In my own personal journey of becoming a more ecologically-conscious individual, I've realized the importance of getting my hands dirty and learning new skills. To change this world and adapt to a changing climate, we have to build more resilient communities. That task starts with ourselves. Here is a list of resources that I have either been to and visited (noted with *) or have heard good things about and bookmarked:


Permaculture: the development of agricultural ecosystems intended to be sustainable and self-sufficient

*Finca Tierra (Costa Rica): Tropical agroforesty homestead run by a lovely couple. This is where I got my permaculture design certificate and I highly recommend it. 

*Central Rocky Mountain Permaculture Institute (Colorado): Based in the Rocky Mountains, Jerome has the oldest food forest in the United States. He also specializes in passive greenhouse technologies.  
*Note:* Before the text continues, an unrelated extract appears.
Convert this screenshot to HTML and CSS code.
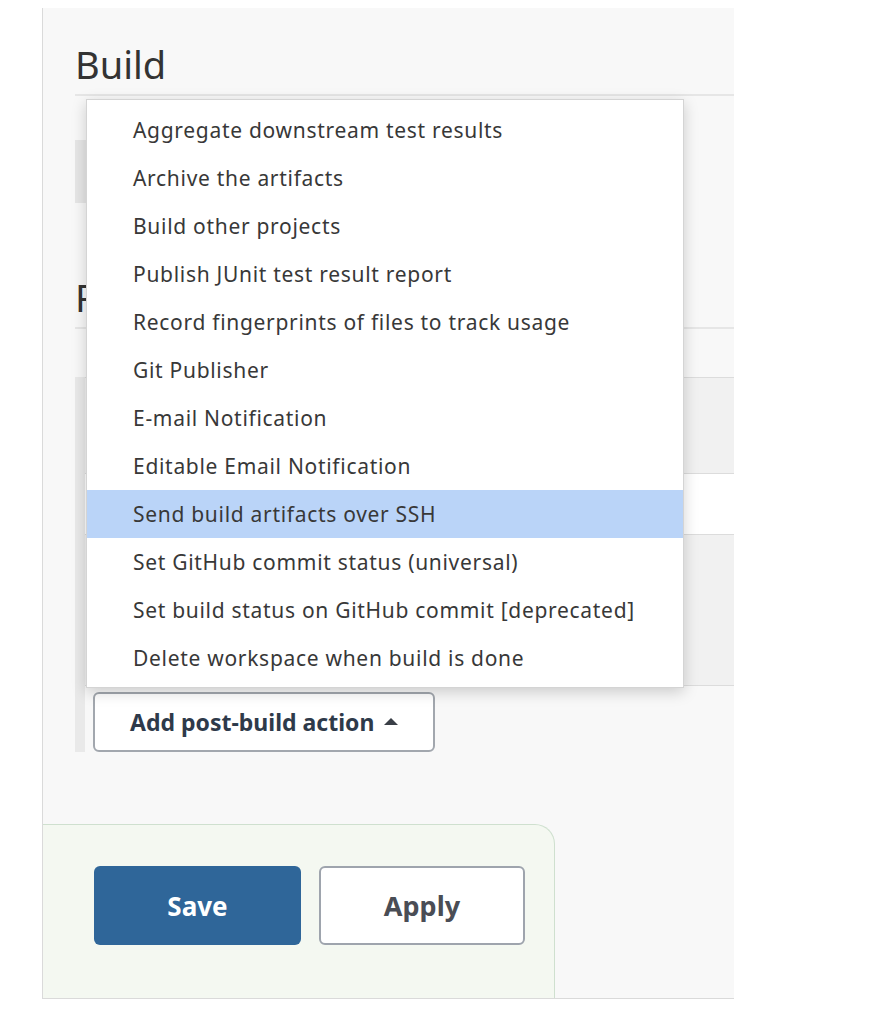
FILE: index.html
```html
<!DOCTYPE html>
<html lang="en">
<head>
<meta charset="utf-8">
<title>Configure</title>
<link rel="stylesheet" href="styles.css">
</head>
<body>
<div class="panel">
  <div class="content">
    <h2 class="section-title">Build</h2>
    <div class="build-step"></div>
    <h2 class="section-title post-title">Post-build Actions</h2>
    <div class="step-group">
      <div class="step-body">
        <div class="step-box">
          <div class="step-head"></div>
          <div class="step-field"></div>
          <div class="step-rest"></div>
        </div>
        <button class="add-btn" type="button">Add post-build action <span class="caret"></span></button>
      </div>
    </div>
  </div>

  <ul class="menu">
    <li class="menu-item">Aggregate downstream test results</li>
    <li class="menu-item">Archive the artifacts</li>
    <li class="menu-item">Build other projects</li>
    <li class="menu-item">Publish JUnit test result report</li>
    <li class="menu-item">Record fingerprints of files to track usage</li>
    <li class="menu-item">Git Publisher</li>
    <li class="menu-item">E-mail Notification</li>
    <li class="menu-item">Editable Email Notification</li>
    <li class="menu-item active">Send build artifacts over SSH</li>
    <li class="menu-item">Set GitHub commit status (universal)</li>
    <li class="menu-item">Set build status on GitHub commit [deprecated]</li>
    <li class="menu-item">Delete workspace when build is done</li>
  </ul>

  <div class="bottom-bar">
    <button class="btn btn-primary" type="button">Save</button>
    <button class="btn btn-secondary" type="button">Apply</button>
  </div>
</div>
</body>
</html>
```

FILE: styles.css
```css
html, body {
  margin: 0;
  padding: 0;
  background: #ffffff;
}

body {
  font-family: "Noto Sans", "Open Sans", sans-serif;
  color: #333333;
}

.panel {
  position: relative;
  box-sizing: border-box;
  margin: 8px 0 0 42px;
  width: 692px;
  height: 991px;
  background: #f8f8f8;
  border-left: 1px solid #dadada;
  border-bottom: 1px solid #dadada;
  display: flex;
  flex-direction: column;
}

.content {
  padding-left: 32px;
}

.section-title {
  margin: 32px 0 0 0;
  padding-bottom: 6px;
  font-size: 38px;
  line-height: 48px;
  font-weight: 400;
  color: #333333;
  border-bottom: 2px solid #e6e6e6;
  white-space: nowrap;
}

.build-step {
  margin-top: 44px;
  width: 220px;
  height: 63px;
  background: #e6e6e6;
}

.post-title {
  margin-top: 70px;
}

.step-group {
  margin-top: 48px;
  border-left: 10px solid #e9e9e9;
}

.step-body {
  display: flex;
  flex-direction: column;
  align-items: flex-start;
}

.step-box {
  align-self: stretch;
  border-top: 1px solid #dcdcdc;
  border-bottom: 1px solid #dcdcdc;
}

.step-head {
  height: 95px;
  background: #f1f1f1;
  border-bottom: 1px solid #dcdcdc;
}

.step-field {
  height: 60px;
  background: #ffffff;
  border-bottom: 1px solid #dcdcdc;
}

.step-rest {
  height: 150px;
  background: #f1f1f1;
}

.add-btn {
  margin: 6px 0 0 8px;
  box-sizing: border-box;
  width: 342px;
  height: 60px;
  background: #ffffff;
  border: 2px solid #a2a7ae;
  border-radius: 6px;
  font-family: "Noto Sans", "Open Sans", sans-serif;
  font-size: 23px;
  font-weight: 700;
  color: #2e3a4a;
  display: flex;
  align-items: center;
  gap: 10px;
  padding: 0 0 0 35px;
}

.caret {
  width: 0;
  height: 0;
  border-left: 7px solid transparent;
  border-right: 7px solid transparent;
  border-bottom: 7px solid #3a3f47;
  margin-top: -2px;
}

.menu {
  position: absolute;
  left: 43px;
  top: 91px;
  box-sizing: border-box;
  width: 598px;
  height: 589px;
  margin: 0;
  padding: 6px 0;
  list-style: none;
  background: #ffffff;
  border: 1px solid #d4d4d4;
  box-shadow: 0 4px 14px rgba(0, 0, 0, 0.18);
}

.menu-item {
  height: 48px;
  line-height: 48px;
  padding-left: 46px;
  font-size: 21px;
  letter-spacing: 0.7px;
  color: #383838;
  white-space: nowrap;
}

.menu-item.active {
  background: #bad4f8;
}

.bottom-bar {
  margin-top: auto;
  box-sizing: border-box;
  width: 512px;
  height: 174px;
  background: #f4f8f1;
  border-top: 1px solid #cfe0cf;
  border-right: 1px solid #cfe0cf;
  border-top-right-radius: 20px;
  display: flex;
  gap: 18px;
  padding: 41px 0 0 51px;
  align-items: flex-start;
}

.btn {
  box-sizing: border-box;
  width: 207px;
  height: 79px;
  border-radius: 6px;
  font-family: "Noto Sans", "Open Sans", sans-serif;
  font-size: 26px;
  font-weight: 700;
  padding: 0;
}

.btn-primary {
  background: #2f6699;
  color: #ffffff;
  border: none;
}

.btn-secondary {
  width: 206px;
  background: #ffffff;
  color: #4a4d55;
  border: 2px solid #9ea4ad;
  font-size: 27px;
}
```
*Quail Springs Permaculture (California): Located in the high desert of California, Quail Springs is a gem in Maricopa, California.

*Radical Mycology: Peter holds a variety of workshops across the United States on mushroom farming. 

Greenwave (New York): Ocean permaculture by way of growing kelp and shellfish in a multi-trophic system. 

Rancho Mastatal (Costa Rica): Year-long immersive permaculture apprenticeship on the Pacific side of Costa Rica. 

Taiwan Permaculture Institute: Permaculture has reached Taiwan! 


Foraging/Herbalism/Wildcrafting: how to use plants

*Urban Outdoor Skills (Los Angeles): Pascal is largely focused on culinary potential of wild plants.  

*School of Self-Reliance (Los Angeles): A classic. Christopher is focused on the survivalist aspects of wild plants and how to build shelter, fire, and weapons. 

Maine Primitive Skills School (Maine): I'm incredibly jealous of the people who live in Maine. This looks incredible. 

*Patrick's Wild Mushroom Adventures (NorCal): Super knowledgable and seasoned mushroom forager. 

Tons of resources in the Pacific Northwest as well. I've heard good things about Hawthorne Institute in Oregon and Adiantum School in Seattle.  Blue Wind School based in NorCal is another popular one. 


Natural Building:  buildings that are accomplished with the use of natural materials primarily, as opposed to the use of man-made or industrial materials

SunDog School of Natural Building (California): a natural building school rooted in earthen material. 

CalEarth (California): Superadobe home workshops. 

Earthships (New Mexico): Building homes out of recycled materials. 


Miscellaneous: other people doing cool shit

NorCal Community Resilience Network (Bay Area, California): Makes me wish I lived in NorCal. 

*Oglala Lakota Cultural & Economic Revitalization Initiative (South Dakota): Initiative to restore resilience, self-sufficiency, economic independence, and cultural revival among the Lakota on the Pine Ridge Indian Reservation in South Dakota.

*California Naturalist Program: I did a week-long intensive course at Camp Ocean Pines. This program helps you get rooted in the diverse ecology of California and how to communicate that to the masses. 

Wonder Domes (California): My friend is building these earthen domes for artists in the Mojave Desert. 

*Crescent Farm @ LA Arboretum (Los Angeles): A water-harvesting demonstration farm in the LA Arboretum that uses swales, hugelkultur, and lasagna mulching. 

*Solution Craft (California): An awesome dude who travels around demonstrating solar cooking technologies. 

*Theodore Payne Foundation (Los Angeles): The largest native plant nursery in Los Angeles. 

*Ocean Safari Scuba (Los Angeles): Who I do most of my dives in California with. Extremely knowledgable and caring staff.